The crowd scenes in the Passion panels aren’t arranged in neat choir rows, but in more natural-looking groups. Duccio sets figures in motion, with individual faces expressing sorrow, anger, and agitation. Duccio’s human realism would be taken to the next level by his Florentine counterpart Giotto, often called the proto-Renaissance painter.

Duccio and assistants (possibly including Simone Martini) spent three years on this massive altarpiece. It was a triumph, and at its dedication the satisfied Sienese marched it around the Campo and into the church in a public procession.

But by 1506, at the height of the Renaissance, Duccio’s medieval altarpiece looked musty and old-fashioned, and was moved to a side altar. In 1771 it was disassembled and stored in the church offices (now the Duomo Museum). Today, scholars debate how to reassemble it accurately and hail it as a quantum leap in the evolution of art.

Room 9, to the left and behind the Maestà, contains wooden models of the Duomo’s inlaid-marble floor and close-ups of the individual floor panels for easier inspection.

• Return to the stairs and continue up. Take a right at the first landing. At the landing just before the top floor, turn right and walk past the rooms, going through the small doorway to the stairwell. Climb down the steps and then up about 60 claustrophobic spiral stairs to the first viewpoint. You can continue up another similar spiral staircase to reach the very top.

Panorama dal Facciatone

Standing on the wall from this high point in the city, you’re rewarded with a stunning view of Siena...and an interesting perspective.

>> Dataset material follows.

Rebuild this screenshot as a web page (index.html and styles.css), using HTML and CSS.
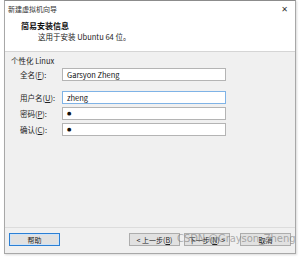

Look toward the Duomo and remember this: To outdo Florence, Siena had planned to enlarge this cathedral by turning it into a transept and constructing an enormous nave (see sidebar on here). You’re standing on top of what would have been the new entrance facade (see map on here). Columns would have stood where you see the rows of white stones in the pavement below. Had the church been completed, you’d be looking straight down the nave toward the altar.